A conservative nonprofit threatened to sue the city of San Francisco on Thursday, claiming that the recently constructed open-air urinal in Dolores Park is illegal and insisting it must go. Arguing that the pissoir is indecent, that it violates the Americans with Disabilities Act and discriminates against women, the Sacramento-based group gave city officials until February 24 to remove it from the park, or face legal action.
As you surely recall, the toilet was constructed after a lengthy process of community input, and seeks to mitigate the unfortunate reality of (mostly) men relieving themselves on or beside the Muni tracks that run along the west side of the park. The urinal is also adjacent to a section of the park favored by gay men known as "Gay Beach" — a fact which may play into the threatened lawsuit.

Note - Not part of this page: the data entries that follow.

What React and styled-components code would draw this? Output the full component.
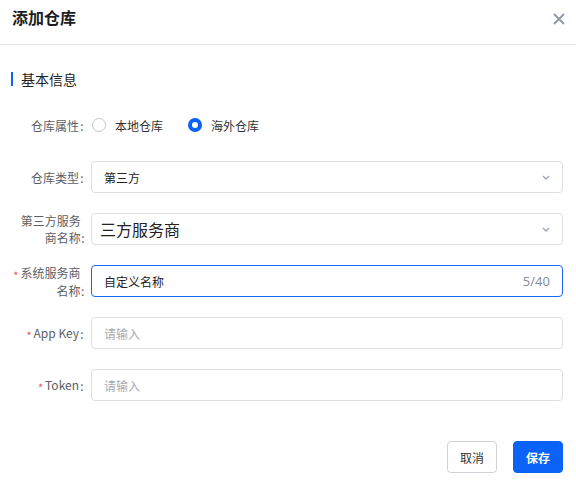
import React from 'react'
import styled, { createGlobalStyle } from 'styled-components'

const GlobalStyle = createGlobalStyle`
	html, body {
		margin: 0;
		padding: 0;
		background: #fff;
	}
	body {
		font-family: 'Noto Sans', 'Noto Sans CJK SC', sans-serif;
		color: #333;
	}
`

const Dialog = styled.div`
	width: 576px;
	height: 486px;
	display: flex;
	flex-direction: column;
	box-sizing: border-box;
`

const Header = styled.div`
	height: 44px;
	border-bottom: 1px solid #e6e6e6;
	display: flex;
	justify-content: space-between;
	align-items: flex-start;
	padding: 0 11px 0 12px;
`

const Title = styled.div`
	font-size: 16px;
	font-weight: 700;
	line-height: 34px;
	color: #1d1d1f;
	font-family: 'Noto Sans CJK SC', sans-serif;
`

const CloseButton = styled.button`
	border: none;
	background: none;
	padding: 0;
	margin-top: 13px;
	width: 12px;
	height: 12px;
	cursor: pointer;
	display: flex;
`

const Body = styled.div`
	padding: 24px 13px 0 11px;
	display: flex;
	flex-direction: column;
	gap: 20px;
`

const SectionTitle = styled.div`
	height: 20px;
	display: flex;
	align-items: center;
	font-size: 14px;
	color: #222;
	font-family: 'Noto Sans CJK SC', sans-serif;

	&::before {
		content: '';
		width: 2px;
		height: 14px;
		background: #0a63f6;
		margin-right: 8px;
	}
`

const Row = styled.div`
	display: flex;
	align-items: center;
	height: 32px;
`

const Label = styled.div`
	width: 74px;
	margin-right: 6px;
	display: flex;
	justify-content: flex-end;
	align-items: center;
	font-size: 12px;
	line-height: 17px;
	color: #5c6066;
	font-family: 'Noto Sans CJK SC', sans-serif;
`

const LabelText = styled.div`
	max-width: 70px;
	text-align: right;
`

const Colon = styled.span`
	align-self: flex-end;
	width: 6px;
	text-align: center;
`

const Required = styled.span`
	color: #e8505b;
	font-size: 11px;
	position: relative;
	top: 2px;
	margin-right: 2px;
`

const RadioGroup = styled.div`
	display: flex;
	align-items: center;
	gap: 25px;
	padding-left: 1px;
`

const RadioOption = styled.label`
	display: flex;
	align-items: center;
	gap: 9px;
	font-size: 12px;
	color: #333;
	font-family: 'Noto Sans CJK SC', sans-serif;
	cursor: pointer;
`

const RadioDot = styled.span`
	width: 14px;
	height: 14px;
	border-radius: 50%;
	box-sizing: border-box;
	border: ${(p) => (p.checked ? '4.5px solid #0a63f6' : '1px solid #c4c7cc')};
	background: #fff;
`

const Field = styled.div`
	flex: 1;
	height: 32px;
	box-sizing: border-box;
	border: 1px solid ${(p) => (p.focused ? '#1a66f5' : '#dcdfe4')};
	border-radius: 4px;
	display: flex;
	align-items: center;
	padding: 0 12px 0 ${(p) => (p.large ? 8 : 12)}px;
	background: #fff;
`

const FieldText = styled.span`
	flex: 1;
	font-size: ${(p) => (p.large ? 16 : 12)}px;
	color: ${(p) => (p.placeholder ? '#a8abb2' : '#222')};
	font-family: 'Noto Sans CJK SC', sans-serif;
`

const Counter = styled.span`
	font-size: 13px;
	color: #86909c;
`

const Footer = styled.div`
	margin-top: auto;
	padding: 0 13px 13px 0;
	display: flex;
	justify-content: flex-end;
	gap: 16px;
`

const Button = styled.button`
	width: 50px;
	height: 32px;
	border-radius: 4px;
	font-size: 12px;
	font-family: 'Noto Sans CJK SC', sans-serif;
	cursor: pointer;
	border: 1px solid ${(p) => (p.primary ? '#0a63f6' : '#cfd2d8')};
	background: ${(p) => (p.primary ? '#0a63f6' : '#fff')};
	color: ${(p) => (p.primary ? '#fff' : '#333')};
	font-weight: ${(p) => (p.primary ? 700 : 400)};
`

const Chevron = () => (
	<svg width='8' height='5' viewBox='0 0 8 5'>
		<path d='M1 1l3 3 3-3' fill='none' stroke='#9aa3b1' strokeWidth='1.3' />
	</svg>
)

const FormLabel = ({ required, children }) => (
	<Label>
		<LabelText>
			{required && <Required>*</Required>}
			{children}
		</LabelText>
		<Colon>:</Colon>
	</Label>
)

export default function App() {
	return (
		<Dialog>
			<GlobalStyle />
			<Header>
				<Title>添加仓库</Title>
				<CloseButton>
					<svg width='12' height='12' viewBox='0 0 12 12'>
						<path d='M1 1l10 10M11 1L1 11' stroke='#8f9aaa' strokeWidth='2' />
					</svg>
				</CloseButton>
			</Header>
			<Body>
				<SectionTitle>基本信息</SectionTitle>
				<Row>
					<FormLabel>仓库属性</FormLabel>
					<RadioGroup>
						<RadioOption>
							<RadioDot />
							本地仓库
						</RadioOption>
						<RadioOption>
							<RadioDot checked />
							海外仓库
						</RadioOption>
					</RadioGroup>
				</Row>
				<Row>
					<FormLabel>仓库类型</FormLabel>
					<Field>
						<FieldText>第三方</FieldText>
						<Chevron />
					</Field>
				</Row>
				<Row>
					<FormLabel>第三方服务商名称</FormLabel>
					<Field large>
						<FieldText large>三方服务商</FieldText>
						<Chevron />
					</Field>
				</Row>
				<Row>
					<FormLabel required>系统服务商名称</FormLabel>
					<Field focused>
						<FieldText>自定义名称</FieldText>
						<Counter>5/40</Counter>
					</Field>
				</Row>
				<Row>
					<FormLabel required>App Key</FormLabel>
					<Field>
						<FieldText placeholder>请输入</FieldText>
					</Field>
				</Row>
				<Row>
					<FormLabel required>Token</FormLabel>
					<Field>
						<FieldText placeholder>请输入</FieldText>
					</Field>
				</Row>
			</Body>
			<Footer>
				<Button>取消</Button>
				<Button primary>保存</Button>
			</Footer>
		</Dialog>
	)
}
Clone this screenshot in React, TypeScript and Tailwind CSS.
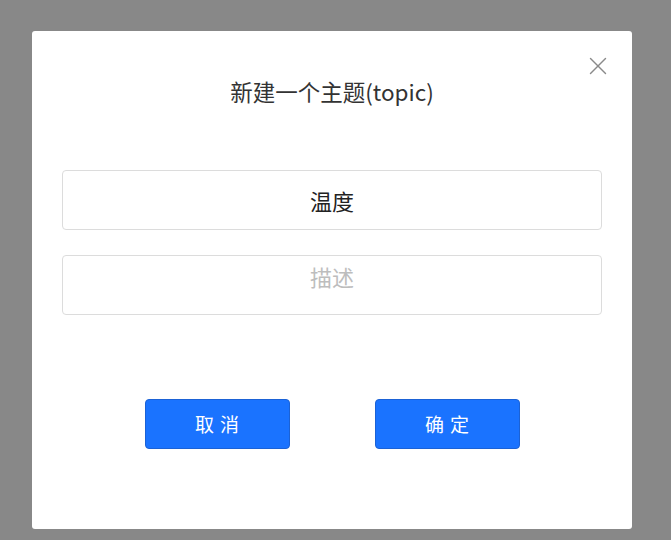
import { X } from 'lucide-react'

const font = { fontFamily: '"Microsoft YaHei", "Noto Sans CJK SC", "Noto Sans", sans-serif' }

export default function App() {
  return (
    <div className="flex h-[540px] w-full items-start justify-start bg-[#888888] pl-[32px] pt-[31px]" style={font}>
      <div className="relative flex h-[498px] w-[600px] flex-col rounded-[3px] bg-white px-[30px]">
        <button className="absolute right-[19px] top-[20px] text-[#8a8a8a]">
          <X className="h-[30px] w-[30px]" strokeWidth={1.1} />
        </button>
        <h2 className="mt-[43px] text-center text-[22.5px] leading-[34px] text-[#333333]">新建一个主题(topic)</h2>
        <div className="mt-[62px] flex flex-col gap-[25px]">
          <input
            defaultValue="温度"
            className="h-[60px] w-full rounded-[4px] border border-[#dcdcdc] text-center text-[22px] text-[#222222] outline-none"
            style={font}
          />
          <input
            placeholder="描述"
            className="h-[60px] w-full rounded-[4px] border border-[#dcdcdc] pb-[18px] text-center text-[22px] text-[#222222] outline-none placeholder:text-[#bdbdbd]"
            style={font}
          />
        </div>
        <div className="mt-[84px] flex justify-center gap-[85px]">
          <button className="h-[50px] w-[145px] rounded-[4px] border border-[#1b62d6] bg-[#1a73ff] pl-[6px] text-[19px] tracking-[6px] text-white">
            取消
          </button>
          <button className="h-[50px] w-[145px] rounded-[4px] border border-[#1b62d6] bg-[#1a73ff] pl-[6px] text-[19px] tracking-[6px] text-white">
            确定
          </button>
        </div>
      </div>
    </div>
  )
}
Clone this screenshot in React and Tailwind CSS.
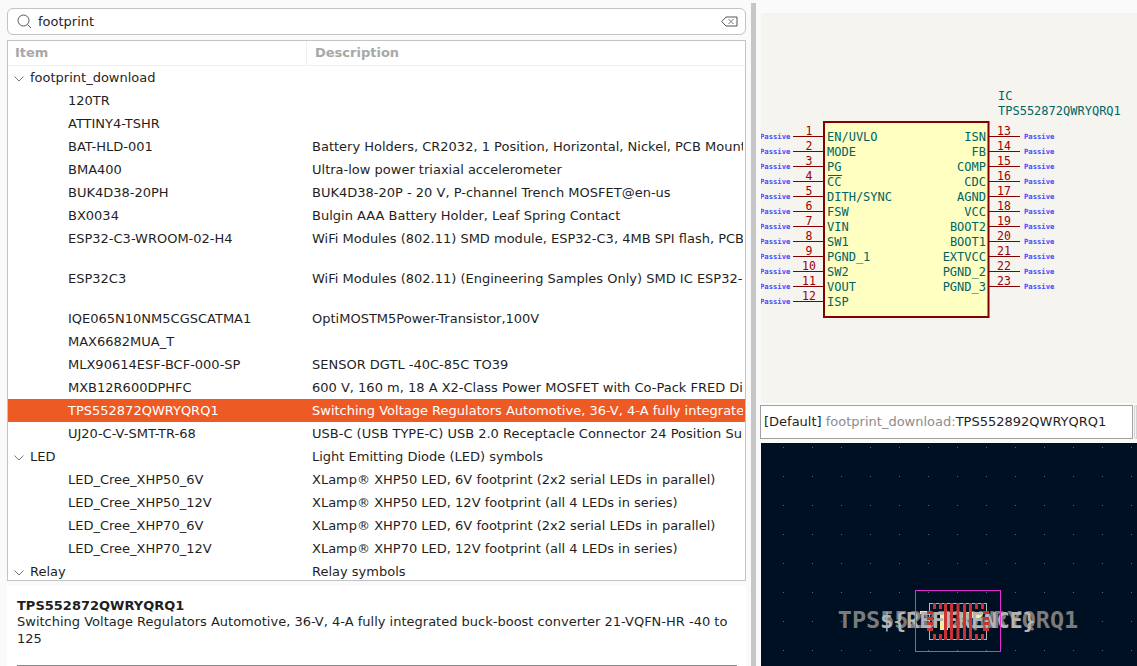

The Pacific Justice Institute, the group threatening to sue, has been identified by the Southern Poverty Law Center as an "active anti-LGBT group." This fact helpfully puts their bizarre rhetoric about a spot for men to pee in context.
“This is more than stunning and disgusting," as Frank Lee of the Pacific Justice Institute bloviates in LA Times. "It's a human regression of mankind. If this is not stopped, this will become the norm in San Francisco and spread to other cities."
Upon reading the Pacific Justice Institute letter, it becomes clear that a big concern of the group is that someone at the park might accidentally see a penis. Now, we don't think people should be exposed to others' genitalia unless they consent to said exposure (which, in the case of consenting adults, expose on!), but equating someone relieving himself in a designated area behind a (admittedly flimsy) privacy screen with public indecency is a stretch.
However, in an ironic twist, the Pacific Justice Institute is arguing that a law pushed by gay San Francisco Supervisor Scott Wiener gives them the legal right to demand the urinal's removal for this very reason.
"San Francisco's Board of Supervisors has recognized and further articulated the self-evident proposition that privacy is invaded when a member of the public is 'unwillingly or unexpectedly exposed' to 'a person's private parts' S.F. Police Code S154(a)," reads the letter. "Urinating in the hole at the present location is an act facially in contravention to the text of the above-quoted law. It is important to note that this section, introduced by Supervisor Wiener, has survived legal challenge."
And in case there is any confusion about what is driving the anti-pissoir crusade, the organization helpfully clears it up.
"In sum, because the act of public urination causes innocent members of the community to unwillingly and unexpectedly be exposed to intimate parts of a stranger's body, the open-air pissoir necessarily intrudes upon privacy."
City officials, for their part, are taking the legal threat seriously.
“We intend to give their legal theories all the consideration they deserve,” Matt Dorsey, a spokesman for the City Attorney’s Office, told the Examiner.
The newly renovated Dolores Park, which fully re-opened to the public last month, has 28 toilets — including the urinal. If the Pacific Justice Institute has their way, that number will soon be 27, and men will likely return to pissing in the bushes.